= WHAT YOU WILL DO =
Copy everything in the listing below word for word, apart from any images.

= GIVEN INFORMATION =
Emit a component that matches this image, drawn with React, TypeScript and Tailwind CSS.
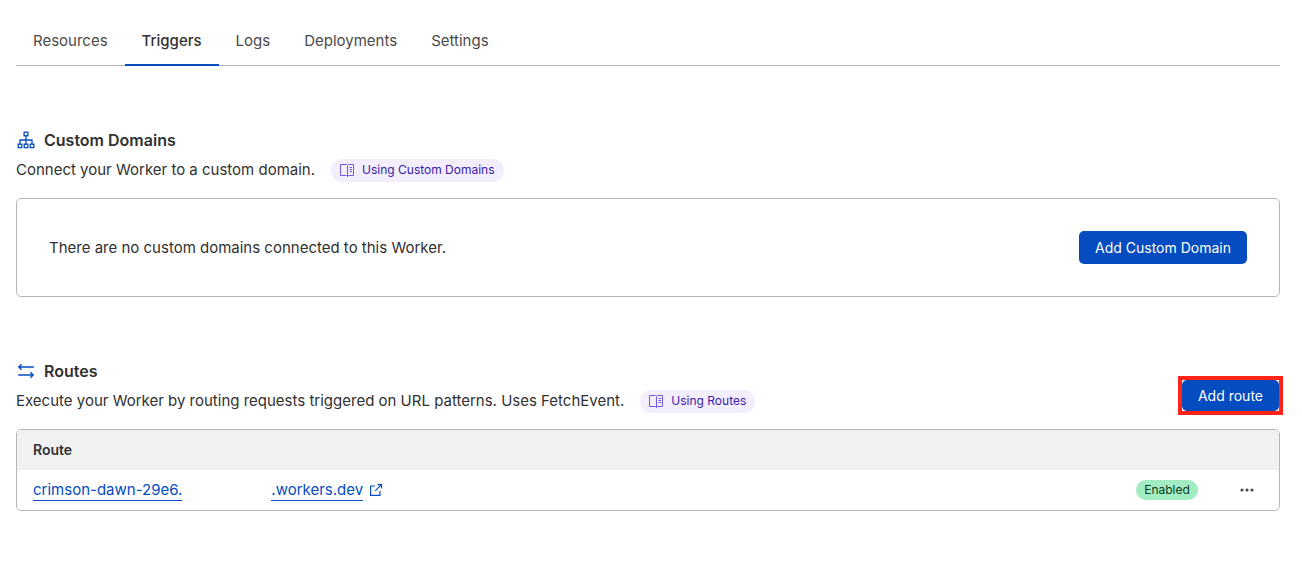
import React from "react";

const tabs = ["Resources", "Triggers", "Logs", "Deployments", "Settings"];

function SitemapIcon() {
  return (
    <svg width="20" height="20" viewBox="-1 -1 20 20" fill="none" stroke="#044cbf" strokeWidth="1.3" aria-hidden="true">
      <rect x="7.1" y="1.2" width="3.8" height="3.6" />
      <rect x="1.2" y="13.2" width="3.6" height="3.4" />
      <rect x="7.2" y="13.2" width="3.6" height="3.4" />
      <rect x="13.2" y="13.2" width="3.6" height="3.4" />
      <path d="M9 4.8v8.4M3 13.2V9h12v4.2" />
    </svg>
  );
}

function RoutesIcon() {
  return (
    <svg width="20" height="20" viewBox="-1 -1 20 20" fill="none" stroke="#044cbf" strokeWidth="1.3" aria-hidden="true">
      <path d="M16.8 5H1.8M4.6 2.2L1.8 5l2.8 2.8M1.2 13h15M13.4 10.2l2.8 2.8-2.8 2.8" />
    </svg>
  );
}

function BookIcon() {
  return (
    <svg width="14" height="14" viewBox="0 0 14 14" fill="none" stroke="#7458e0" strokeWidth="1" aria-hidden="true">
      <path d="M7.5 2.5l-1-1h-6v11h6l1 1 1-1h5v-11h-5l-1 1zM7.5 2.5v11" />
      <path d="M9.5 4.5h2.5M9.5 6.5h2.5M9.5 8.5h2.5" />
    </svg>
  );
}

function ExternalIcon() {
  return (
    <svg width="14" height="14" viewBox="0 0 14 14" fill="none" stroke="#044cbf" strokeWidth="1.2" aria-hidden="true">
      <path d="M6 3H1.6v9.4H11V8M8.5 1.6h4v4M12.4 1.7L6.2 7.9" />
    </svg>
  );
}

function DocsLink({ children }: { children: React.ReactNode }) {
  return (
    <a
      href="#docs"
      className="inline-flex h-[23px] items-center gap-2 rounded-full bg-[#f2eefe] px-[9px] text-xs whitespace-nowrap text-[#3a1aa8]"
    >
      <BookIcon />
      {children}
    </a>
  );
}

function SectionTitle({ icon, children }: { icon: React.ReactNode; children: React.ReactNode }) {
  return (
    <h2 className="flex items-center gap-2 text-base font-semibold">
      {icon}
      {children}
    </h2>
  );
}

export default function App() {
  return (
    <main className="bg-white pt-[19px] pr-[22px] pb-14 pl-4 font-['Inter',sans-serif] text-[15px] leading-6 text-[#313131]">
      <nav className="flex border-b border-[#b6b6b6]">
        {tabs.map((tab) =>
          tab === "Triggers" ? (
            <a
              key={tab}
              href="#triggers"
              aria-current="page"
              className="-mb-px border-b-2 border-[#044cbf] px-[17px] pt-2.5 pb-[11px] font-medium"
            >
              {tab}
            </a>
          ) : (
            <a key={tab} href={`#${tab.toLowerCase()}`} className="px-[17px] pt-2.5 pb-[11px] text-[#4a4a4a]">
              {tab}
            </a>
          )
        )}
      </nav>

      <section className="mt-[62px]">
        <SectionTitle icon={<SitemapIcon />}>Custom Domains</SectionTitle>
        <div className="mt-1.5 flex items-center gap-4">
          <p>Connect your Worker to a custom domain.</p>
          <DocsLink>Using Custom Domains</DocsLink>
        </div>
        <div className="mt-4 flex items-center justify-between rounded-[5px] border border-[#b6b6b6] p-8">
          <p>There are no custom domains connected to this Worker.</p>
          <button type="button" className="h-[33px] rounded-[5px] bg-[#044cbf] px-4 text-sm text-white">
            Add Custom Domain
          </button>
        </div>
      </section>

      <section className="mt-[62px]">
        <div className="flex items-end justify-between">
          <div>
            <SectionTitle icon={<RoutesIcon />}>Routes</SectionTitle>
            <div className="mt-1.5 flex items-center gap-4">
              <p>Execute your Worker by routing requests triggered on URL patterns. Uses FetchEvent.</p>
              <DocsLink>Using Routes</DocsLink>
            </div>
          </div>
          <div className="-mr-[3px] -mb-0.5 border-4 border-[#ff2318]">
            <button type="button" className="block h-[31px] rounded-[5px] bg-[#044cbf] px-4 text-sm text-white">
              Add route
            </button>
          </div>
        </div>
        <div className="mt-4 overflow-hidden rounded-[5px] border border-[#b6b6b6]">
          <table className="w-full">
            <thead>
              <tr className="h-10 bg-[#f1f1f1]">
                <th scope="col" colSpan={3} className="px-4 text-left text-sm font-semibold">
                  Route
                </th>
              </tr>
            </thead>
            <tbody>
              <tr className="h-10">
                <td className="px-4">
                  <a href="#route" className="flex items-center leading-5 text-[#044cbf]">
                    <span className="mr-[89px] border-b border-[#044cbf]">crimson-dawn-29e6.</span>
                    <span className="mr-1.5 border-b border-[#044cbf]">.workers.dev</span>
                    <ExternalIcon />
                  </a>
                </td>
                <td className="w-24">
                  <div className="flex justify-center">
                    <span className="rounded-full bg-[#a1ecc1] px-2 text-xs leading-5 text-[#0d3b20]">Enabled</span>
                  </div>
                </td>
                <td className="w-16">
                  <button type="button" aria-label="Route actions" className="mx-auto flex h-6 w-8 items-center justify-center">
                    <svg width="14" height="4" viewBox="0 0 14 4" fill="#4a4a4a" aria-hidden="true">
                      <circle cx="2" cy="2" r="1.6" />
                      <circle cx="7" cy="2" r="1.6" />
                      <circle cx="12" cy="2" r="1.6" />
                    </svg>
                  </button>
                </td>
              </tr>
            </tbody>
          </table>
        </div>
      </section>
    </main>
  );
}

= FINISHED EXERCISE =
Emit a component that matches this image, drawn with React, TypeScript and Tailwind CSS.
import React from "react";

const tabs = ["Resources", "Triggers", "Logs", "Deployments", "Settings"];

function SitemapIcon() {
  return (
    <svg width="20" height="20" viewBox="-1 -1 20 20" fill="none" stroke="#044cbf" strokeWidth="1.3" aria-hidden="true">
      <rect x="7.1" y="1.2" width="3.8" height="3.6" />
      <rect x="1.2" y="13.2" width="3.6" height="3.4" />
      <rect x="7.2" y="13.2" width="3.6" height="3.4" />
      <rect x="13.2" y="13.2" width="3.6" height="3.4" />
      <path d="M9 4.8v8.4M3 13.2V9h12v4.2" />
    </svg>
  );
}

function RoutesIcon() {
  return (
    <svg width="20" height="20" viewBox="-1 -1 20 20" fill="none" stroke="#044cbf" strokeWidth="1.3" aria-hidden="true">
      <path d="M16.8 5H1.8M4.6 2.2L1.8 5l2.8 2.8M1.2 13h15M13.4 10.2l2.8 2.8-2.8 2.8" />
    </svg>
  );
}

function BookIcon() {
  return (
    <svg width="14" height="14" viewBox="0 0 14 14" fill="none" stroke="#7458e0" strokeWidth="1" aria-hidden="true">
      <path d="M7.5 2.5l-1-1h-6v11h6l1 1 1-1h5v-11h-5l-1 1zM7.5 2.5v11" />
      <path d="M9.5 4.5h2.5M9.5 6.5h2.5M9.5 8.5h2.5" />
    </svg>
  );
}

function ExternalIcon() {
  return (
    <svg width="14" height="14" viewBox="0 0 14 14" fill="none" stroke="#044cbf" strokeWidth="1.2" aria-hidden="true">
      <path d="M6 3H1.6v9.4H11V8M8.5 1.6h4v4M12.4 1.7L6.2 7.9" />
    </svg>
  );
}

function DocsLink({ children }: { children: React.ReactNode }) {
  return (
    <a
      href="#docs"
      className="inline-flex h-[23px] items-center gap-2 rounded-full bg-[#f2eefe] px-[9px] text-xs whitespace-nowrap text-[#3a1aa8]"
    >
      <BookIcon />
      {children}
    </a>
  );
}

function SectionTitle({ icon, children }: { icon: React.ReactNode; children: React.ReactNode }) {
  return (
    <h2 className="flex items-center gap-2 text-base font-semibold">
      {icon}
      {children}
    </h2>
  );
}

export default function App() {
  return (
    <main className="bg-white pt-[19px] pr-[22px] pb-14 pl-4 font-['Inter',sans-serif] text-[15px] leading-6 text-[#313131]">
      <nav className="flex border-b border-[#b6b6b6]">
        {tabs.map((tab) =>
          tab === "Triggers" ? (
            <a
              key={tab}
              href="#triggers"
              aria-current="page"
              className="-mb-px border-b-2 border-[#044cbf] px-[17px] pt-2.5 pb-[11px] font-medium"
            >
              {tab}
            </a>
          ) : (
            <a key={tab} href={`#${tab.toLowerCase()}`} className="px-[17px] pt-2.5 pb-[11px] text-[#4a4a4a]">
              {tab}
            </a>
          )
        )}
      </nav>

      <section className="mt-[62px]">
        <SectionTitle icon={<SitemapIcon />}>Custom Domains</SectionTitle>
        <div className="mt-1.5 flex items-center gap-4">
          <p>Connect your Worker to a custom domain.</p>
          <DocsLink>Using Custom Domains</DocsLink>
        </div>
        <div className="mt-4 flex items-center justify-between rounded-[5px] border border-[#b6b6b6] p-8">
          <p>There are no custom domains connected to this Worker.</p>
          <button type="button" className="h-[33px] rounded-[5px] bg-[#044cbf] px-4 text-sm text-white">
            Add Custom Domain
          </button>
        </div>
      </section>

      <section className="mt-[62px]">
        <div className="flex items-end justify-between">
          <div>
            <SectionTitle icon={<RoutesIcon />}>Routes</SectionTitle>
            <div className="mt-1.5 flex items-center gap-4">
              <p>Execute your Worker by routing requests triggered on URL patterns. Uses FetchEvent.</p>
              <DocsLink>Using Routes</DocsLink>
            </div>
          </div>
          <div className="-mr-[3px] -mb-0.5 border-4 border-[#ff2318]">
            <button type="button" className="block h-[31px] rounded-[5px] bg-[#044cbf] px-4 text-sm text-white">
              Add route
            </button>
          </div>
        </div>
        <div className="mt-4 overflow-hidden rounded-[5px] border border-[#b6b6b6]">
          <table className="w-full">
            <thead>
              <tr className="h-10 bg-[#f1f1f1]">
                <th scope="col" colSpan={3} className="px-4 text-left text-sm font-semibold">
                  Route
                </th>
              </tr>
            </thead>
            <tbody>
              <tr className="h-10">
                <td className="px-4">
                  <a href="#route" className="flex items-center leading-5 text-[#044cbf]">
                    <span className="mr-[89px] border-b border-[#044cbf]">crimson-dawn-29e6.</span>
                    <span className="mr-1.5 border-b border-[#044cbf]">.workers.dev</span>
                    <ExternalIcon />
                  </a>
                </td>
                <td className="w-24">
                  <div className="flex justify-center">
                    <span className="rounded-full bg-[#a1ecc1] px-2 text-xs leading-5 text-[#0d3b20]">Enabled</span>
                  </div>
                </td>
                <td className="w-16">
                  <button type="button" aria-label="Route actions" className="mx-auto flex h-6 w-8 items-center justify-center">
                    <svg width="14" height="4" viewBox="0 0 14 4" fill="#4a4a4a" aria-hidden="true">
                      <circle cx="2" cy="2" r="1.6" />
                      <circle cx="7" cy="2" r="1.6" />
                      <circle cx="12" cy="2" r="1.6" />
                    </svg>
                  </button>
                </td>
              </tr>
            </tbody>
          </table>
        </div>
      </section>
    </main>
  );
}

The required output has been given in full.